Runtime tests and verify output -

Define functions :

def loopy_cdist(seed,data):  # from OP's solution
    N = seed.shape[0]
    diam = np.empty(N)
    for i in range(N):
        diam[i]=spd.cdist(seed[np.newaxis,i,1:], data[data[:,0]==i][:,1:]).max()
    return diam

def vectorized_repeat_reduceat(seed,data):  # from this solution
    data_sorted = data[data[:, 0].argsort()]
    seed_ext = np.repeat(seed,np.bincount(data_sorted[:,0]),axis=0)
    dists = np.sqrt(((data_sorted[:,1:] - seed_ext[:,1:])**2).sum(1))
    shift_idx = np.append(0,np.nonzero(np.diff(data_sorted[:,0]))[0]+1)
    return np.maximum.reduceat(dists,shift_idx)

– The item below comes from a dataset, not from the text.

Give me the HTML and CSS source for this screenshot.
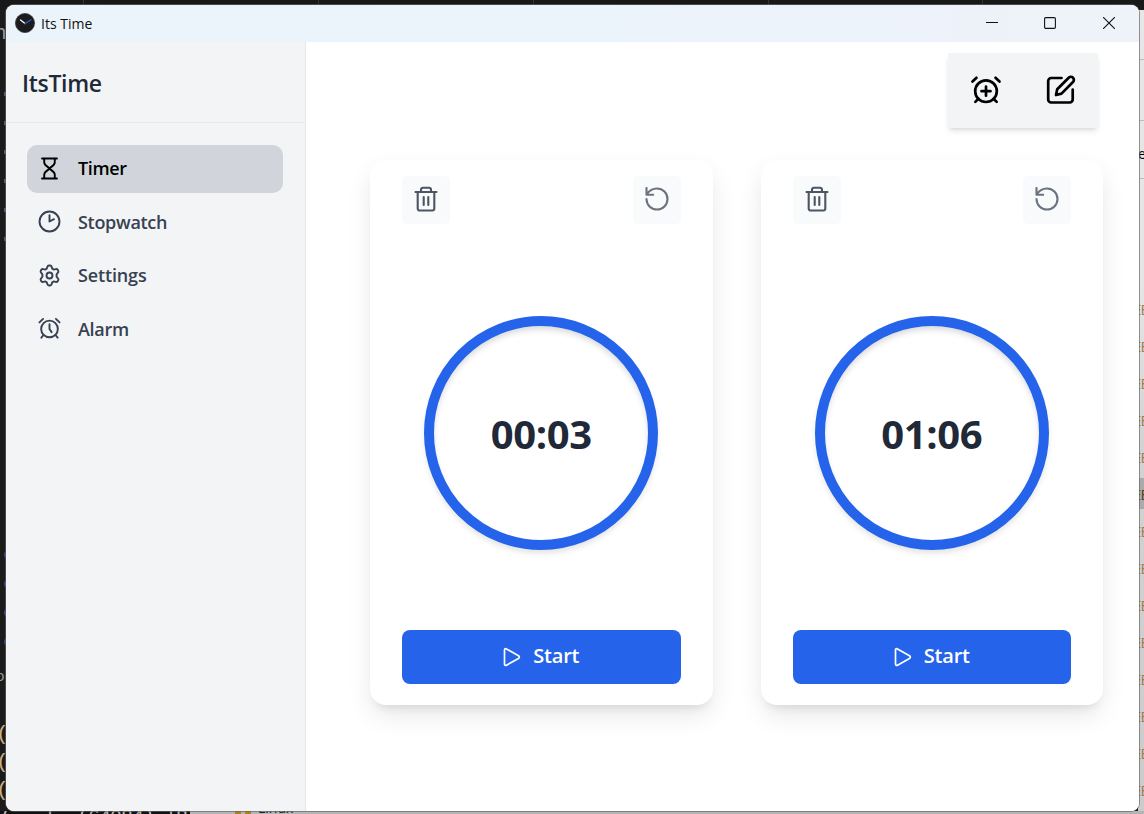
FILE: index.html
```html
<!DOCTYPE html>
<html lang="en">
<head>
<meta charset="utf-8">
<title>Its Time</title>
<link rel="stylesheet" href="styles.css">
</head>
<body>
<svg class="defs" width="0" height="0" aria-hidden="true">
  <symbol id="trash" viewBox="0 0 24 26"><path d="M1.500 6h21M7 6V3.600A2 2 0 0 1 9 1.800h6a2 2 0 0 1 2 1.800V6M3.700 6v16.500a2 2 0 0 0 2 2h12.600a2 2 0 0 0 2-2V6M9.700 11v8M14.300 11v8"/></symbol>
  <symbol id="reset" viewBox="0 0 24 24"><path d="M1.500 1v6.700h6.700M1.500 7.700C4 3.500 7.500 1.500 12 1.500A10.500 10.500 0 1 1 1.500 12"/></symbol>
  <symbol id="play" viewBox="0 0 18 20"><path d="M1.500 3v14c0 1.200 1 1.700 2 1.200l12-6.800c1.100-.6 1.100-2 0-2.600L3.500 1.900C2.500 1.300 1.500 1.900 1.500 3Z"/></symbol>
</svg>
<div class="desktop">
  <i class="tab-line t1"></i><i class="tab-line t2"></i><i class="tab-line t3"></i><i class="tab-line t4"></i><i class="tab-line t5"></i>
  <div class="editor">
    <span class="frag f-h">h</span><span class="frag f-o">o</span>
    <div class="dots"><i></i><i></i><i></i><i></i></div>
    <div class="ticks"><i></i><i></i><i></i><i></i><i></i><i></i></div>
    <div class="parens"><span>(</span><span>(</span><span>(</span></div>
  </div>
  <div class="panel">
    <i class="rule r1"></i><i class="rule r2"></i><i class="rule r3"></i><i class="mark"></i>
    <span class="panel-e">e</span>
    <div class="files"><span>EE</span><span>EE</span><span>EE</span><span>EE</span><span>EE</span><span class="current">EE</span><span>EE</span><span>EE</span><span>EE</span><span>EE</span><span>EE</span><span>EE</span><span>EE</span><span>EE</span></div>
  </div>
  <div class="taskline"><span class="code">( &nbsp; | &nbsp;(64084) |B</span><i class="penguin"></i><span class="linux">Linux</span></div>

  <div class="window">
    <header class="titlebar">
      <svg class="app-icon" viewBox="0 0 20 20"><circle cx="10" cy="10" r="9.600" fill="#1b1b1d" stroke="#3b4046" stroke-width=".8"/><path d="M5.500 7l4.500 3.600" stroke="#fff" stroke-width="1.300"/><path d="M10 10.600l6-3.800" stroke="#2e5da8" stroke-width="1.300"/></svg>
      <span class="app-name">Its Time</span>
      <div class="controls">
        <svg viewBox="0 0 12 12"><path d="M0 5.500h12"/></svg>
        <svg viewBox="0 0 12 12"><rect x=".6" y=".6" width="10.800" height="10.800" rx="1.200"/></svg>
        <svg viewBox="0 0 12 12"><path d="M.3.3l11.400 11.400M11.700.3L.3 11.700"/></svg>
      </div>
    </header>
    <div class="body">
      <aside class="sidebar">
        <div class="brand"><h1>ItsTime</h1></div>
        <nav>
          <a class="active"><svg viewBox="0 0 24 24"><path d="M4.200 1.500h15.600M4.200 22.500h15.600M6.500 1.500v4.200C6.500 9 12 11 12 12s-5.500 3-5.500 6.300v4.200M17.500 1.500v4.200C17.500 9 12 11 12 12s5.500 3 5.500 6.300v4.200"/></svg><span class="n-timer">Timer</span></a>
          <a><svg viewBox="0 0 24 24"><circle cx="12" cy="12" r="10.400"/><path d="M12 5.500V12l4.700-2.400"/></svg><span class="n-stop">Stopwatch</span></a>
          <a><svg viewBox="0 0 24 24"><circle cx="12" cy="12" r="3.100"/><path d="M9.700 3.100c.3-1.100.9-1.500 1.700-1.500h1.200c.8 0 1.400.4 1.700 1.500l.5 1.700 1.800 1 1.700-.4c1.100-.3 1.800 0 2.200.7l.6 1c.4.7.3 1.400-.5 2.200L19.400 10.800v2.400l1.200 1.500c.8.8.9 1.500.5 2.200l-.6 1c-.4.7-1.100 1-2.200.7l-1.700-.4-1.800 1-.5 1.700c-.3 1.100-.9 1.500-1.700 1.500h-1.200c-.8 0-1.400-.4-1.700-1.500l-.5-1.700-1.800-1-1.700.4c-1.100.3-1.800 0-2.200-.7l-.6-1c-.4-.7-.3-1.400.5-2.200l1.200-1.500v-2.400L3.400 9.300c-.8-.8-.9-1.500-.5-2.200l.6-1c.4-.7 1.100-1 2.200-.7l1.700.4 1.800-1Z"/></svg><span class="n-set">Settings</span></a>
          <a><svg viewBox="0 0 24 24"><circle cx="12" cy="12.500" r="8.700"/><path d="M12 7.500v5l2.200 3.300M1.500 5.600L5.300 2M22.500 5.600L18.700 2M5.800 18.800l-2.300 2.800M18.200 18.800l2.300 2.800"/></svg><span class="n-alarm">Alarm</span></a>
        </nav>
      </aside>
      <main>
        <div class="toolbar">
          <svg viewBox="0 0 32 32"><circle cx="16" cy="17.200" r="10.800"/><path d="M16 12.700v9M11.500 17.200h9M2.500 7.500l4-3.700M29.500 7.500l-4-3.700M8.500 24.800l-3.200 3.100M23.500 24.800l3.200 3.100"/></svg>
          <svg viewBox="0 0 32 32"><path d="M16.500 4H6.200a3 3 0 0 0-3 3v18.500a3 3 0 0 0 3 3h18.500a3 3 0 0 0 3-3V15.700M11 21l1.200-5.700L23.700 3.700a3 3 0 0 1 4.300 4.300L16.500 19.600Z"/></svg>
        </div>
        <div class="cards">
          <section class="card">
            <div class="actions"><button class="icon-btn"><svg class="i-trash"><use href="#trash"/></svg></button><button class="icon-btn reset"><svg class="i-reset"><use href="#reset"/></svg></button></div>
            <div class="dial"><span>00:03</span></div>
            <button class="start"><svg><use href="#play"/></svg><span>Start</span></button>
          </section>
          <section class="card">
            <div class="actions"><button class="icon-btn"><svg class="i-trash"><use href="#trash"/></svg></button><button class="icon-btn reset"><svg class="i-reset"><use href="#reset"/></svg></button></div>
            <div class="dial"><span>01:06</span></div>
            <button class="start"><svg><use href="#play"/></svg><span>Start</span></button>
          </section>
        </div>
      </main>
    </div>
  </div>
</div>
</body>
</html>
```
FILE: styles.css
```css
* { box-sizing: border-box; }
body { margin: 0; font-family: "Open Sans", "Noto Sans", sans-serif; }
button { border: 0; padding: 0; font: inherit; }
svg { fill: none; stroke: currentColor; stroke-linecap: round; stroke-linejoin: round; flex: none; }
.defs { position: absolute; }

.desktop { position: relative; width: 1144px; height: 814px; overflow: hidden; background: #181818; }
.tab-line { position: absolute; top: 0; width: 1px; height: 5px; background: #333; }
.t1 { left: 83px; } .t2 { left: 318px; } .t3 { left: 533px; } .t4 { left: 768px; } .t5 { left: 982px; }

.editor { position: absolute; left: 0; top: 10px; width: 6px; height: 804px; overflow: hidden; background: #1b1b1b; }
.frag { position: absolute; color: #999; font: 15px/18px "Liberation Sans", sans-serif; }
.f-h { left: -5px; top: 13px; font-size: 20px; }
.f-o { left: -4px; top: 657px; }
.dots { position: absolute; left: 4px; top: 541px; display: grid; gap: 21px; }
.dots i { width: 8px; height: 8px; border-radius: 50%; background: #2b4b9b; }
.ticks { position: absolute; left: 4px; top: 82px; display: grid; gap: 25px; }
.ticks i { width: 2px; height: 4px; background: #46607e; }
.parens { position: absolute; left: -1px; top: 711px; display: grid; color: #c9b089; font: 21px/28px "Liberation Mono", monospace; }
.parens span { margin-left: -3px; }

.panel { position: absolute; left: 1138px; top: 10px; width: 6px; height: 804px; overflow: hidden; background: linear-gradient(#e6e6e6, #e5e5e5 35%, #d2d2d2 55%, #cbcbcb); }
.rule { position: absolute; left: 0; width: 6px; height: 1px; background: #bdbdbd; }
.r1 { top: 49px; } .r2 { top: 110px; } .r3 { top: 168px; }
.mark { position: absolute; left: 0; top: 468px; width: 6px; height: 31px; background: #aaa; }
.panel-e { position: absolute; left: 0; top: 134px; font-size: 14px; line-height: 20px; }
.files { position: absolute; left: -5px; top: 281px; display: grid; color: #a37b4c; font: 15px/37px "Open Sans", sans-serif; letter-spacing: -.8px; }
.files .current { color: #5b3b18; }

.taskline { position: absolute; left: 0; top: 811px; width: 1144px; height: 3px; overflow: hidden; background: linear-gradient(90deg, #111 190px, #b4b4b4 190px); }
.taskline .code { position: absolute; left: 0; top: -3px; color: #bbb; font: 20px/20px "Liberation Mono", monospace; white-space: nowrap; letter-spacing: -1px; }
.penguin { position: absolute; left: 235px; top: 0; width: 16px; height: 3px; border: solid #a98513; border-width: 0 6px; }
.linux { position: absolute; left: 258px; top: -11px; font-size: 14px; line-height: 16px; color: #222; }

.window { position: absolute; left: 6px; top: 5px; width: 1133px; height: 806px; display: flex; flex-direction: column; border-radius: 8px; overflow: hidden; background: #fff; box-shadow: 0 0 0 1px rgba(100, 100, 100, .65); }
.titlebar { height: 37px; flex: none; display: flex; align-items: center; padding: 0 24px 1px 9px; background: linear-gradient(90deg, #eaf4fa, #ebf3fb 50%, #eef2f9); }
.app-icon { width: 20px; height: 20px; }
.app-name { margin-left: 6px; font-size: 14px; letter-spacing: 0; color: #111; }
.controls { margin-left: auto; display: flex; gap: 47px; }
.controls svg { width: 12px; height: 12px; color: #111; stroke-width: 1.1; }
.controls svg:first-child { margin-right: -1px; }

.body { flex: 1; display: flex; min-height: 0; }
.sidebar { width: 300px; flex: none; background: #f3f4f6; border-right: 1px solid #e5e7eb; }
.brand { height: 81px; padding: 1px 0 0 16px; display: flex; align-items: center; border-bottom: 1px solid #e5e7eb; }
.brand h1 { margin: 0; font-size: 23px; font-weight: 600; line-height: 32px; letter-spacing: -.3px; color: #1f2937; }
nav { display: grid; gap: 5.500px; padding: 22px 22px 0 21px; }
nav a { height: 48px; display: flex; align-items: center; gap: 17px; padding: 0 0 2px 11px; border-radius: 10px; color: #374151; font-size: 18px; font-weight: 600; letter-spacing: -.3px; }
nav svg { width: 23px; height: 23px; stroke-width: 2; }
.n-timer { letter-spacing: -.4px; }
.n-set { letter-spacing: -.15px; }
nav .active { background: #d1d5db; color: #000; }

main { flex: 1; display: flex; flex-direction: column; background: #fff; }
.toolbar { align-self: flex-end; width: 150px; height: 75px; margin: 11px 41px 0 0; display: flex; align-items: center; justify-content: space-between; padding: 0 21px 2px 22px; background: #f3f4f6; box-shadow: 0 4px 6px -1px rgba(0, 0, 0, .1), 0 2px 4px -2px rgba(0, 0, 0, .1); }
.toolbar svg { width: 32px; height: 32px; stroke-width: 2.700; color: #000; }
.cards { display: grid; grid-template-columns: 1fr 1fr; gap: 48px; margin: 32px 36px 0 64px; }
.card { height: 545px; display: flex; flex-direction: column; padding: 16px 32px 21px; border-radius: 16px; background: #fff; box-shadow: 0 11px 26px -2px rgba(0, 0, 0, .1), 0 8px 10px -6px rgba(0, 0, 0, .1); }
.actions { display: flex; justify-content: space-between; }
.icon-btn { width: 48px; height: 48px; padding-bottom: 2px; display: grid; place-items: center; border-radius: 5px; background: #f9fafb; color: #4b5563; }
.icon-btn.reset { color: #6b7280; }
.i-trash { width: 24px; height: 26px; stroke-width: 2.100; }
.i-reset { width: 24px; height: 24px; stroke-width: 2.100; }
.dial { width: 234px; height: 234px; margin: 92px auto auto; display: flex; align-items: center; justify-content: center; border: 10px solid #2563eb; border-radius: 50%; background: #fff; box-shadow: 0 4px 6px -1px rgba(0, 0, 0, .12), inset 0 4px 6px -1px rgba(0, 0, 0, .16); color: #1f2937; font-size: 40px; font-weight: 700; letter-spacing: -.35px; }
.start { height: 54px; padding-bottom: 3px; display: flex; align-items: center; justify-content: center; gap: 12px; border-radius: 8px; background: #2563eb; color: #fff; font-size: 20px; font-weight: 600; letter-spacing: -.2px; }
.start svg { width: 18px; height: 20px; margin-top: 2px; stroke-width: 1.700; }
```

def vectorized_indexing_maxat(seed,data): # from @moarningsun's solution
    seed_repeated = seed[data[:,0]]
    dist_to_center = np.sqrt(np.sum((data[:,1:]-seed_repeated[:,1:])**2, axis=1))
    diam = np.zeros(len(seed))
    np.maximum.at(diam, data[:,0], dist_to_center)
    return diam

Verify outputs :

In [417]: # Inputs
     ...: seed = np.random.rand(20,20)
     ...: data = np.random.randint(0,20,(40000,20))
     ...: 

In [418]: np.allclose(loopy_cdist(seed,data),vectorized_repeat_reduceat(seed,data))
Out[418]: True

In [419]: np.allclose(loopy_cdist(seed,data),vectorized_indexing_maxat(seed,data))
Out[419]: True

Runtimes :

In [420]: %timeit loopy_cdist(seed,data)
10 loops, best of 3: 35.9 ms per loop

In [421]: %timeit vectorized_repeat_reduceat(seed,data)
10 loops, best of 3: 28.9 ms per loop

In [422]: %timeit vectorized_indexing_maxat(seed,data)
10 loops, best of 3: 24.1 ms per loop

Answer 3

Very similar idea as @Divakar, but without having to sort:

seed_repeated = seed[data[:,0]]
dist_to_center = np.sqrt(np.sum((data[:,1:]-seed_repeated[:,1:])**2, axis=1))

diam = np.zeros(len(seed))
np.maximum.at(diam, data[:,0], dist_to_center)

ufunc.at is known to be slow though, so it would be interesting to see which is faster.